Rebecca Collins graduated from Nyack’s School of Education in 2011 with a degree in Early Childhood/Childhood Education, and then again in 2013 with a Master’s of Childhood Special Education. Since graduating, Rebecca has taken a job at a large public school district in Arizona, where she is a K-3 resource teacher. She is also the team lead for the special education program at the elementary school and the regional resource leader, supporting resource teachers at 7 elementary schools within the district. At home, Rebecca is a wife and foster mother to a 22 month old little boy named Jesse, who is their second foster child.
In honor of the SoE’s 50 anniversary, Rebecca shared some of her favorite memories and the way that Nyack has prepared her for her career:
My favorite memories of fostering are the moments that show how a loving connection has grown with a child who came as a stranger. Our current foster son came to us on Easter Day 2017, and he cried and screamed so much during the first month that my husband had difficulty feeling any connection with him. Now every time my husband or I come home Jesse gets a huge smile, starts squealing excitedly, and runs to give us giant hugs. We can’t help but smile when we see his enthusiasm and love. The joy of these times help us through the tough court hearings, constant meetings and visits, and the unknowns of how long this little boy we love will stay with us. It is a reminder that although parts of this journey are extremely difficult, it’s all worth it to make a difference in Jesse’s life and to be walking in the path God has planned.
Nyack prepared me as a teacher through the training I received in the undergraduate childhood education program and master’s special education program. I use the strategies and content I learned there everyday with my students. Aside from teaching skills, the professors at Nyack helped encourage and shape two of my biggest strengths as a teacher: my positive attitude and a commitment to doing my job with excellence. My professors viewed preparing teachers for real life as more than asking college students to complete assignments to prove knowledge of teaching. They really looked at the deeper heart and mind skills a teacher needs, and I know I have been successful because of these deeper skills and the love for teaching that was instilled by the staff at Nyack. Even the leadership skills I am using this year in the district were started at Nyack when I held a leadership position in the Early Childhood Educators club.

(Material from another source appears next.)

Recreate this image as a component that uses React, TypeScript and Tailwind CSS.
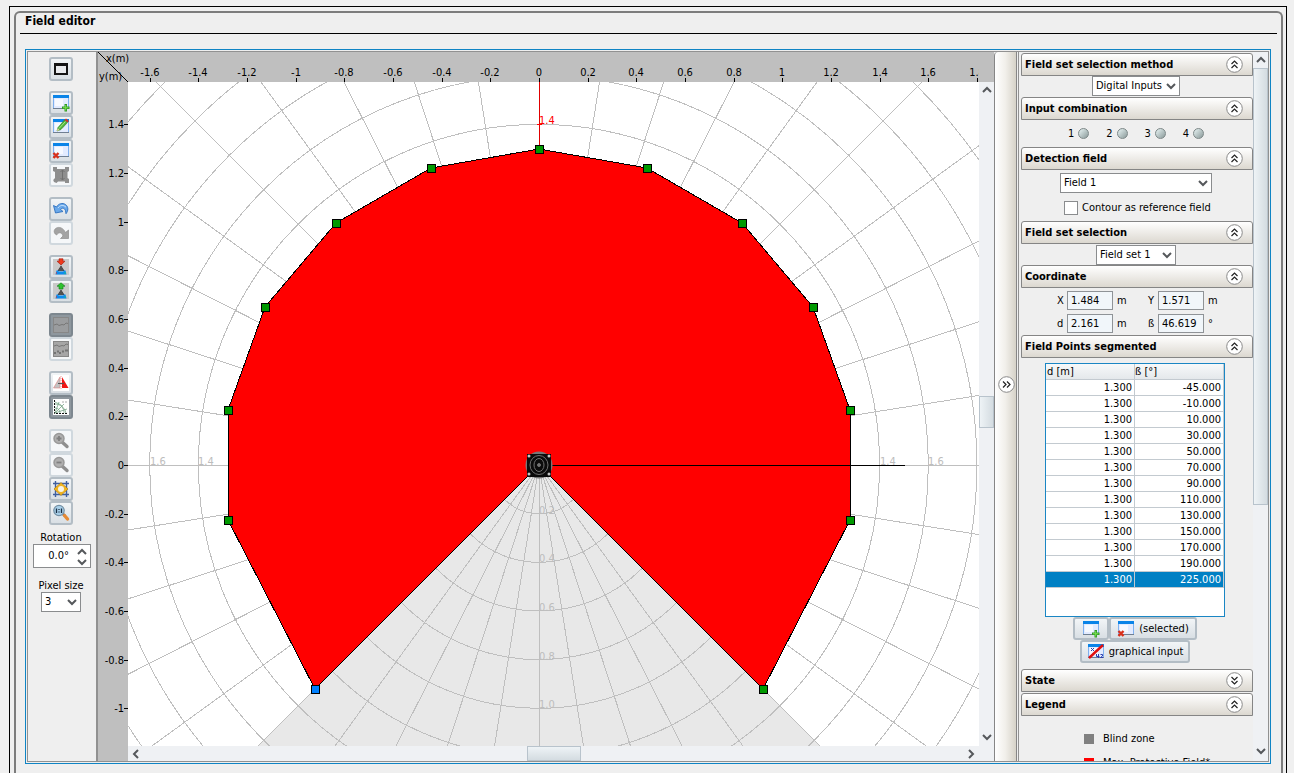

My life as a foster mom has also been impacted by my time at Nyack. My undergraduate early childhood classes taught me how to engage toddlers in learning constantly through play and everyday activities. This is exactly what I do with any child who is placed in my home. Often these children have delays in different areas, and I feel confident that I understand developmental milestones and can help my current and future foster children grow towards reaching these milestones. Even the business side of being a foster parent and working with many people from all different backgrounds and viewpoints was something Nyack exposed me to through its values of diversity and loving others, even if you have different views.